(Entries with page source code)
○ ○ ○ ○ ○

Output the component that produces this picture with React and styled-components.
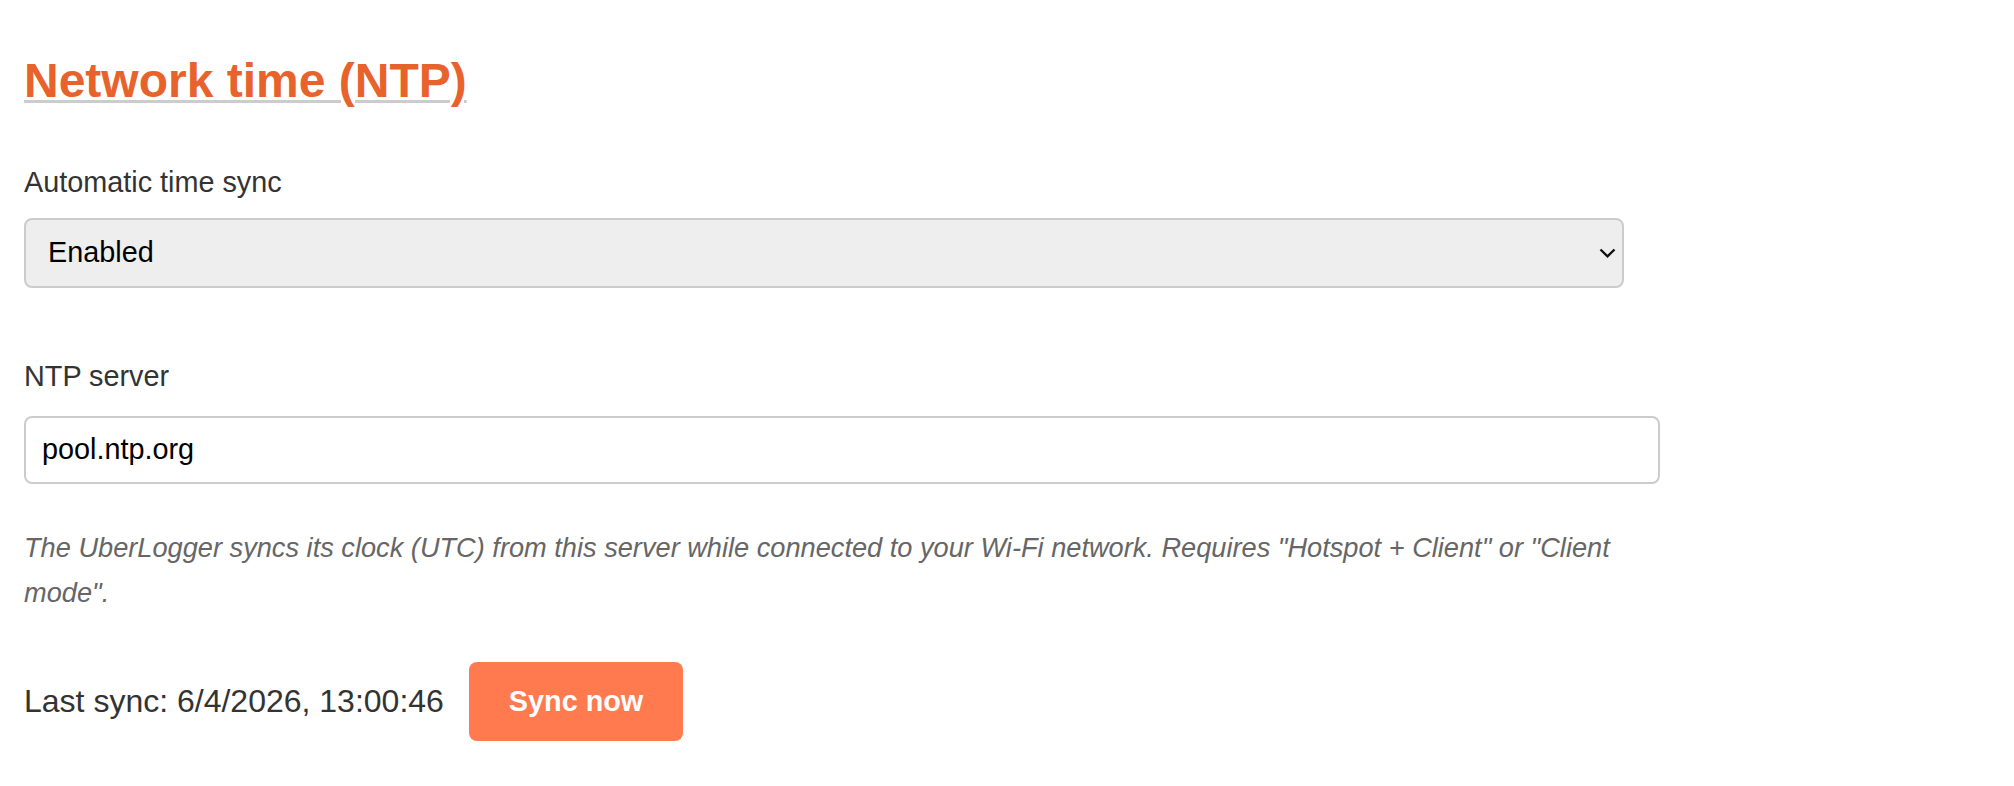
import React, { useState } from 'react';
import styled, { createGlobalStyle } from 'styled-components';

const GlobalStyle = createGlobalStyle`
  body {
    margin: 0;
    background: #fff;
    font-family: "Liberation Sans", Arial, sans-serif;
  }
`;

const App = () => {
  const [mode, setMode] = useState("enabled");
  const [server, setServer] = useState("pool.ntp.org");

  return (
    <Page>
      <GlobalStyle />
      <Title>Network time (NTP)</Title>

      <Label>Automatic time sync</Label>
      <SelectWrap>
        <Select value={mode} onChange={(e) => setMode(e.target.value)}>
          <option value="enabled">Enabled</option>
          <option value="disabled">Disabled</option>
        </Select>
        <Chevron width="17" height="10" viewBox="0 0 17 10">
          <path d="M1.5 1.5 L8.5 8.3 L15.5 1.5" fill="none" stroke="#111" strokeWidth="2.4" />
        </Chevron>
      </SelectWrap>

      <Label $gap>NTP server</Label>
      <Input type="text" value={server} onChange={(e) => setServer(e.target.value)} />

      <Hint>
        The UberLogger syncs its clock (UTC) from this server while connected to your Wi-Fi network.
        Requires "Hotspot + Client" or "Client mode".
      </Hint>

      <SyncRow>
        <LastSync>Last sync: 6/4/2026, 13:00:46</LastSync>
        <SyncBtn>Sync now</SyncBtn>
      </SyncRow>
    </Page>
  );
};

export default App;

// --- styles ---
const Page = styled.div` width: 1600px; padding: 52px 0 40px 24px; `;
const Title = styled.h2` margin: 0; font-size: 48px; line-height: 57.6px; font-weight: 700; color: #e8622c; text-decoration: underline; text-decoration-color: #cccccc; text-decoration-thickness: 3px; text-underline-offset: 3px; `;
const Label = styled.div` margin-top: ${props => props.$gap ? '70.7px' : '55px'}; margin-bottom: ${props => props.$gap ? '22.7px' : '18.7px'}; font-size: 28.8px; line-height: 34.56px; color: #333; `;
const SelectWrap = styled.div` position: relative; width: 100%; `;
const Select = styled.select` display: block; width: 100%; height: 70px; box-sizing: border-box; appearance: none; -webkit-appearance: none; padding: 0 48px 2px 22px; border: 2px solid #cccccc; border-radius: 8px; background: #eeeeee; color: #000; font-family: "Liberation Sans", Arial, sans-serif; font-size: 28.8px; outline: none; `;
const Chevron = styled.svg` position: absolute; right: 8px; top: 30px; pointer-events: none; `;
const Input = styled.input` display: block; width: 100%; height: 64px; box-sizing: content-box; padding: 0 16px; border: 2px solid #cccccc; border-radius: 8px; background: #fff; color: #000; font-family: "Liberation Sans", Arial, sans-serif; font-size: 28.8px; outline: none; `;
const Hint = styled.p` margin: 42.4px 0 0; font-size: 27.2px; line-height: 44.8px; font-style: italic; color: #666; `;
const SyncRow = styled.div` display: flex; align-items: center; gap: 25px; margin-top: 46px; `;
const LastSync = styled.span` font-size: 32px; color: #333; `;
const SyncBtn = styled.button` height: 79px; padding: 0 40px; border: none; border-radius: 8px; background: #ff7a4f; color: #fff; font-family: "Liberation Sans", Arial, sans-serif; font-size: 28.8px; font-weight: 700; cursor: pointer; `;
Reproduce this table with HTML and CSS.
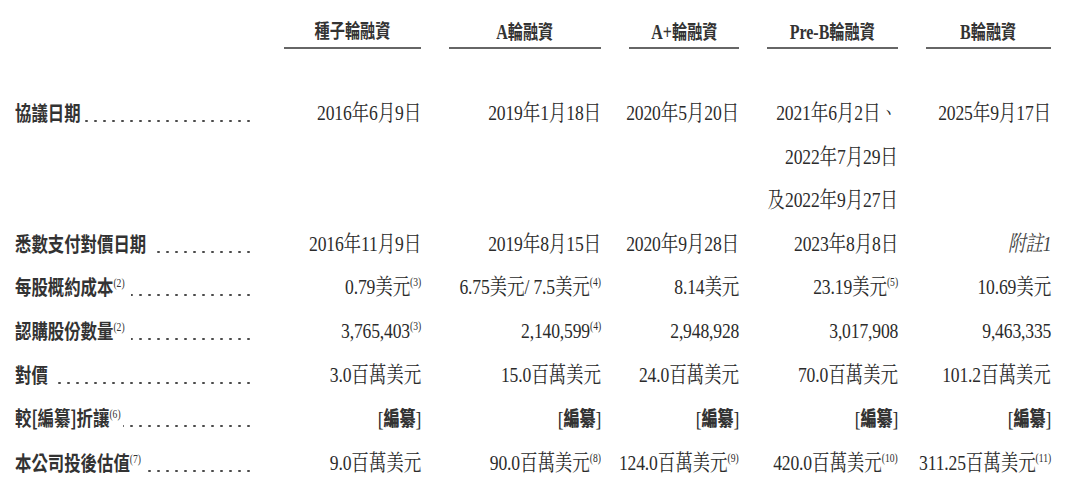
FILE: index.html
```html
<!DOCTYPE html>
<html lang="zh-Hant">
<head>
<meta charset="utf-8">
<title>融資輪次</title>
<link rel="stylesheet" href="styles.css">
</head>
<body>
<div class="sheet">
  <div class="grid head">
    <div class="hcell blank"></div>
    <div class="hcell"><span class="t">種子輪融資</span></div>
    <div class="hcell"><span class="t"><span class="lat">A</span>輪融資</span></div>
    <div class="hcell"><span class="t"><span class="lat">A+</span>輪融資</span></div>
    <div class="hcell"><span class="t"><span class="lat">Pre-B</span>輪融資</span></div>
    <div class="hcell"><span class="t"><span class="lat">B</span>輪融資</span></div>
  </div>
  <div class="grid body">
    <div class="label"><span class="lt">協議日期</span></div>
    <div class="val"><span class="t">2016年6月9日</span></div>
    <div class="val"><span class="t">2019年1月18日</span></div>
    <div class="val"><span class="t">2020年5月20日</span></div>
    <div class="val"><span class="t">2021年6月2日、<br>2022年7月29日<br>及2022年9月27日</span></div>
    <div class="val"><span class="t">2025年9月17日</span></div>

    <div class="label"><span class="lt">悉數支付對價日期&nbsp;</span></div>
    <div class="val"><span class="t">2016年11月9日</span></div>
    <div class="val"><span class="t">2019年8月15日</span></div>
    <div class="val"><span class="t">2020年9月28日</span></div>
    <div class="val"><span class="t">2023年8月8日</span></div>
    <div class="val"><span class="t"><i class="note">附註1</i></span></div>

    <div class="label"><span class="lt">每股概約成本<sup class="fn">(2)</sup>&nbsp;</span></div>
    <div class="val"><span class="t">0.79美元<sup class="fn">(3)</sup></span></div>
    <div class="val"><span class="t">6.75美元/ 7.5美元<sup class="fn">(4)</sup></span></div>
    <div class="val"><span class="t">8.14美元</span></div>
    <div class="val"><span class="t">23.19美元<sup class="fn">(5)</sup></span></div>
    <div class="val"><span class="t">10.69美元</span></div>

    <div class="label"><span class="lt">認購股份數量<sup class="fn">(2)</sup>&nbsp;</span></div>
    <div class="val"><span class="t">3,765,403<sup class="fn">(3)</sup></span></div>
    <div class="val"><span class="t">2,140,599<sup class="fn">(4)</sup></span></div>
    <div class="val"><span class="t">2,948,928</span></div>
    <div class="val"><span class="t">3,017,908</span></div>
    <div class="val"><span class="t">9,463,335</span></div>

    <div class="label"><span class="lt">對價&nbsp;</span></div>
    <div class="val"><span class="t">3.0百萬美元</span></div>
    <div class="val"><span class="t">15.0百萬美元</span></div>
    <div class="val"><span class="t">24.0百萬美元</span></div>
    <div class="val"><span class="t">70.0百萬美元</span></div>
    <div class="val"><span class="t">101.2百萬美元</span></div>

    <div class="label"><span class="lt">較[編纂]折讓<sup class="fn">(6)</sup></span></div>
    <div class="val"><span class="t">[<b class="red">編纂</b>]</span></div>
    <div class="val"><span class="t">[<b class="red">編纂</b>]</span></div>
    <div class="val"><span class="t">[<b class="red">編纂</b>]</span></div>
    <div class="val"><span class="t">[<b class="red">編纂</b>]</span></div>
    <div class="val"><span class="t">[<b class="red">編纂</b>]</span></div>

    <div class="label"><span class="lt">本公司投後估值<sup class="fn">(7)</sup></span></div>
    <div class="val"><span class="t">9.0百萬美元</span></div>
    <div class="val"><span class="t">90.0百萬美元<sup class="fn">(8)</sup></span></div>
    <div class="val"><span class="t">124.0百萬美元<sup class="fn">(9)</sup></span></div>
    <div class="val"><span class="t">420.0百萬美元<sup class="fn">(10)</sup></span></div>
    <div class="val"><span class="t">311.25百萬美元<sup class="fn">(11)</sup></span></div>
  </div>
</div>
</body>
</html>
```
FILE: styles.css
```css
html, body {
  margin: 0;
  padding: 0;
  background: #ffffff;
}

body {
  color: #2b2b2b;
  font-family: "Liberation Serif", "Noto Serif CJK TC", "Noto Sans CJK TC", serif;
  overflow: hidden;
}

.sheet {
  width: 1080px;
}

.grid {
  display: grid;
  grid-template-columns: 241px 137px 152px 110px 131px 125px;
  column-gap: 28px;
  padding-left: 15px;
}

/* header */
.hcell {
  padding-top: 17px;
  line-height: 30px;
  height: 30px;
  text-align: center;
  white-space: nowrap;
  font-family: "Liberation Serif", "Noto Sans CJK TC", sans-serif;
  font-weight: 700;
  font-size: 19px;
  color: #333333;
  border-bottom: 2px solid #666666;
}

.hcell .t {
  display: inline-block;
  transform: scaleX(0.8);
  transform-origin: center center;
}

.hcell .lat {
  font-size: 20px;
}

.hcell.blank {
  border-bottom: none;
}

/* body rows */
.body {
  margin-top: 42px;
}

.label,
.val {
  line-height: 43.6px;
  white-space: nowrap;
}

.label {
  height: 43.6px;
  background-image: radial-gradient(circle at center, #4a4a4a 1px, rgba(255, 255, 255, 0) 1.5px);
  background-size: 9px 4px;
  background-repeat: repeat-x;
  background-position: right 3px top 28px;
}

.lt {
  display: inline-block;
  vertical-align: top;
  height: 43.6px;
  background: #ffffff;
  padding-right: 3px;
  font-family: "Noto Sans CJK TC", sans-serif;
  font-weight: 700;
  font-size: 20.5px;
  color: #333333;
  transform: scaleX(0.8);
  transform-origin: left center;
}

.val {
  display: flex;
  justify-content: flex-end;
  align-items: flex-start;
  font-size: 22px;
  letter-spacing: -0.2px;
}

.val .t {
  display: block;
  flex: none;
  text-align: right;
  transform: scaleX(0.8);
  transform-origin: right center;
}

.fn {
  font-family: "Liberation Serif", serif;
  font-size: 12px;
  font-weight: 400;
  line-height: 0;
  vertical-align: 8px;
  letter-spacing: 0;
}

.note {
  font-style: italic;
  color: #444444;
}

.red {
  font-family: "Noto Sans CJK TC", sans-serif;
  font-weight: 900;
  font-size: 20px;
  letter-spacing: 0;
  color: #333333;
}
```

○ ○ ○ ○ ○

Set down the records above word for word, from the first line through the line containing "</SelectWrap>", both included; leave out the pictures.

→ Output of the task
Output the component that produces this picture with React and styled-components.
import React, { useState } from 'react';
import styled, { createGlobalStyle } from 'styled-components';

const GlobalStyle = createGlobalStyle`
  body {
    margin: 0;
    background: #fff;
    font-family: "Liberation Sans", Arial, sans-serif;
  }
`;

const App = () => {
  const [mode, setMode] = useState("enabled");
  const [server, setServer] = useState("pool.ntp.org");

  return (
    <Page>
      <GlobalStyle />
      <Title>Network time (NTP)</Title>

      <Label>Automatic time sync</Label>
      <SelectWrap>
        <Select value={mode} onChange={(e) => setMode(e.target.value)}>
          <option value="enabled">Enabled</option>
          <option value="disabled">Disabled</option>
        </Select>
        <Chevron width="17" height="10" viewBox="0 0 17 10">
          <path d="M1.5 1.5 L8.5 8.3 L15.5 1.5" fill="none" stroke="#111" strokeWidth="2.4" />
        </Chevron>
      </SelectWrap>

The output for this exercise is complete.